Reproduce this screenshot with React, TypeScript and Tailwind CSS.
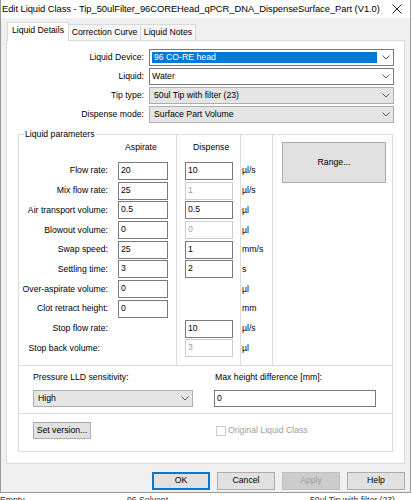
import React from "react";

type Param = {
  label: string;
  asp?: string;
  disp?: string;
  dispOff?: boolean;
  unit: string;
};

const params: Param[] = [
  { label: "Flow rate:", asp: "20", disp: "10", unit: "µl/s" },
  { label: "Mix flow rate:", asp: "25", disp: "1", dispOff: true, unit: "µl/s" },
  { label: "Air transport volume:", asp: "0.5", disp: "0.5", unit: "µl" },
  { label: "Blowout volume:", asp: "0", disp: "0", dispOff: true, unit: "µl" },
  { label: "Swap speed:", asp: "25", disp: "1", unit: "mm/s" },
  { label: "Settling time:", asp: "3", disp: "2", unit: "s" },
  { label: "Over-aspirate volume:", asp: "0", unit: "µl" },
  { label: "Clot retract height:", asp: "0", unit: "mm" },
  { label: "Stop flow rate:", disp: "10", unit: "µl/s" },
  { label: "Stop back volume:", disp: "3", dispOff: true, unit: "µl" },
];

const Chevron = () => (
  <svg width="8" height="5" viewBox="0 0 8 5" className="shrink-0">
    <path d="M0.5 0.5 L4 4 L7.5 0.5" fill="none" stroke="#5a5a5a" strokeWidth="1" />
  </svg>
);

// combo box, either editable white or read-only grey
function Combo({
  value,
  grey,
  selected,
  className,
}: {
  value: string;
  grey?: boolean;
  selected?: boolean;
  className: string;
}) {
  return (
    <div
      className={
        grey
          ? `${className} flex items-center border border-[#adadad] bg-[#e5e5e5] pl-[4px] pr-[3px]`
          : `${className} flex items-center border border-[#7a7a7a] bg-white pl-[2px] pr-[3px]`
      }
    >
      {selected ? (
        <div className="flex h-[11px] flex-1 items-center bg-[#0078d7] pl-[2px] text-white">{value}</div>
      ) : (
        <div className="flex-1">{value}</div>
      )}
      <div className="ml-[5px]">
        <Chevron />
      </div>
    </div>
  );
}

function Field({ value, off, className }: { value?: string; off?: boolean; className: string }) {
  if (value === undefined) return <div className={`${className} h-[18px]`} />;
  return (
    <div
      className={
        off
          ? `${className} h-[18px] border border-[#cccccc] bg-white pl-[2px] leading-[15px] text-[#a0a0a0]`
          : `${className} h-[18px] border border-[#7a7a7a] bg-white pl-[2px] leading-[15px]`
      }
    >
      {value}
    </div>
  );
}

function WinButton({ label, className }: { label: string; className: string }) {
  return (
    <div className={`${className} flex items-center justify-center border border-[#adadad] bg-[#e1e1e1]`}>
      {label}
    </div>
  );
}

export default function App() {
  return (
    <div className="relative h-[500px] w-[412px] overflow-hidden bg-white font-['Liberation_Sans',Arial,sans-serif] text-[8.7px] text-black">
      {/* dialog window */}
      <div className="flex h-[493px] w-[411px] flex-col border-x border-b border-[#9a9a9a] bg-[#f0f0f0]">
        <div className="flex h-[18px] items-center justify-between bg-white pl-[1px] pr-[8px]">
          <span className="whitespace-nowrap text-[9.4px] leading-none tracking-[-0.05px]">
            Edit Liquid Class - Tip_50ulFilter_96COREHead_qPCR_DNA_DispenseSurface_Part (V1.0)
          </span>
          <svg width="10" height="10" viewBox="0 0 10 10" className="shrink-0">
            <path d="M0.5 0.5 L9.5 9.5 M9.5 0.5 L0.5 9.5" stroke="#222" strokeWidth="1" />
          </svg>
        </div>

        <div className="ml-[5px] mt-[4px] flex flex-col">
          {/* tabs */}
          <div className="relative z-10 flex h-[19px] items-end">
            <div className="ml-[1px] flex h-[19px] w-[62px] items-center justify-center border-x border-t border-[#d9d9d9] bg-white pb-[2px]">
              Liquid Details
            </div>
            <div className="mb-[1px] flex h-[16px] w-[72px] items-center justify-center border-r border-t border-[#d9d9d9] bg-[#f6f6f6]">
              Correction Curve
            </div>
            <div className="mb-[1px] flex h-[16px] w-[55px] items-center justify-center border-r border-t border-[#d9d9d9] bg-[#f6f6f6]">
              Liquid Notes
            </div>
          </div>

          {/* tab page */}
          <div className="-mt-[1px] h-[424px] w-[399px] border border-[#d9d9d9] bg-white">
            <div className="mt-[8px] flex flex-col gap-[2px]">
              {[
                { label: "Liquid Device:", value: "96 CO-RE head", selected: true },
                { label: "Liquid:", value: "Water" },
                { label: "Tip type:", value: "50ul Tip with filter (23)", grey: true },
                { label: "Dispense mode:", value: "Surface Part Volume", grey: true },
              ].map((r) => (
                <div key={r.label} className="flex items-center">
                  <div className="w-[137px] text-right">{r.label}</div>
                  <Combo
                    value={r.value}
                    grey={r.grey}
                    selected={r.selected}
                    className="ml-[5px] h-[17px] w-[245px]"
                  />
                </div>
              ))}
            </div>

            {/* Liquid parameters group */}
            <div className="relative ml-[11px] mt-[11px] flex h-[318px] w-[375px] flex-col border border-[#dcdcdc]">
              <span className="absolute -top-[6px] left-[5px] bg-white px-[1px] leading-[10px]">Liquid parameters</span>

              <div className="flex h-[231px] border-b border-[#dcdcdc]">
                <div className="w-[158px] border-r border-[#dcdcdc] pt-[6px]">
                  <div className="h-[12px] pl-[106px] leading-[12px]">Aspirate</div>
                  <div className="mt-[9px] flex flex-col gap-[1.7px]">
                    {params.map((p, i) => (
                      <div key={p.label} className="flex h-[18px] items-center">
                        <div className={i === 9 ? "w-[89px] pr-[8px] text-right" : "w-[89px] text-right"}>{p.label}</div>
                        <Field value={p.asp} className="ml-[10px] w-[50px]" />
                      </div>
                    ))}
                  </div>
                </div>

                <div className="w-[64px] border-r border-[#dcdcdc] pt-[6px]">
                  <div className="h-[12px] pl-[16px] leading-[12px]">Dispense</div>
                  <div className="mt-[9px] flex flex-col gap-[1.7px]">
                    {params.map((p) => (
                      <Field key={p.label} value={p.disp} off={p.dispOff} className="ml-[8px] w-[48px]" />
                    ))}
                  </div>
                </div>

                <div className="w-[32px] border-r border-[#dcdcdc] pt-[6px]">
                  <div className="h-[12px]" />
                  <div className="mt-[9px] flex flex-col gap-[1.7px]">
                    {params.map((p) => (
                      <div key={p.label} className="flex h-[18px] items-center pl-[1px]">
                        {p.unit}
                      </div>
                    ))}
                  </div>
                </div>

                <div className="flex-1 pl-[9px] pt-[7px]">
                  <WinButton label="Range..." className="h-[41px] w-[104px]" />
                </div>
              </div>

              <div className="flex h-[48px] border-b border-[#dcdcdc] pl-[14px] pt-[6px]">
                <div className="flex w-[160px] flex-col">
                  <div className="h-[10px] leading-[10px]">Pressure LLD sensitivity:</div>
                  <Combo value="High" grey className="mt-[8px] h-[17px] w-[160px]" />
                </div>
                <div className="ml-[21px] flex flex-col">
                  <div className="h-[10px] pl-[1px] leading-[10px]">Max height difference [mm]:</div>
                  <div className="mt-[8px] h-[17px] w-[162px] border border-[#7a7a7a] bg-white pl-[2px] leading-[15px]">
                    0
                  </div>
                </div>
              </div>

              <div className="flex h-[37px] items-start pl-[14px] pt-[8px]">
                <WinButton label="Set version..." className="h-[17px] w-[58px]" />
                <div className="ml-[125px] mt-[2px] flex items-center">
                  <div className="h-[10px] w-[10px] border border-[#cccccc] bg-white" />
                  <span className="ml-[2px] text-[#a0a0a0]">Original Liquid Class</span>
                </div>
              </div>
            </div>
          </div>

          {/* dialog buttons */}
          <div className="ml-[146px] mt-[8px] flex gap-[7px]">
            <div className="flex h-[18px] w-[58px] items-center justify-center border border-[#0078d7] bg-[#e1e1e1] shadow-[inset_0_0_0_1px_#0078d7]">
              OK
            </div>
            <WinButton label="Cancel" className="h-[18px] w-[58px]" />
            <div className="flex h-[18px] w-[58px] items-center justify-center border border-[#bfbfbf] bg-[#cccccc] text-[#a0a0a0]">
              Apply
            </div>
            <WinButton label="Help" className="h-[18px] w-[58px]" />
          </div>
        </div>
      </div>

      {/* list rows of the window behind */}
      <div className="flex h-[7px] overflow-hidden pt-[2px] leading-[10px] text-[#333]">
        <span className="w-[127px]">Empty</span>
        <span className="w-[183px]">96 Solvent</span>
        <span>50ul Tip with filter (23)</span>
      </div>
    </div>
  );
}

**THE PROBLEM**. Go through the data and gather every line that holds "React".

**IN RESPONSE**.
Reproduce this screenshot with React, TypeScript and Tailwind CSS.
import React from "react";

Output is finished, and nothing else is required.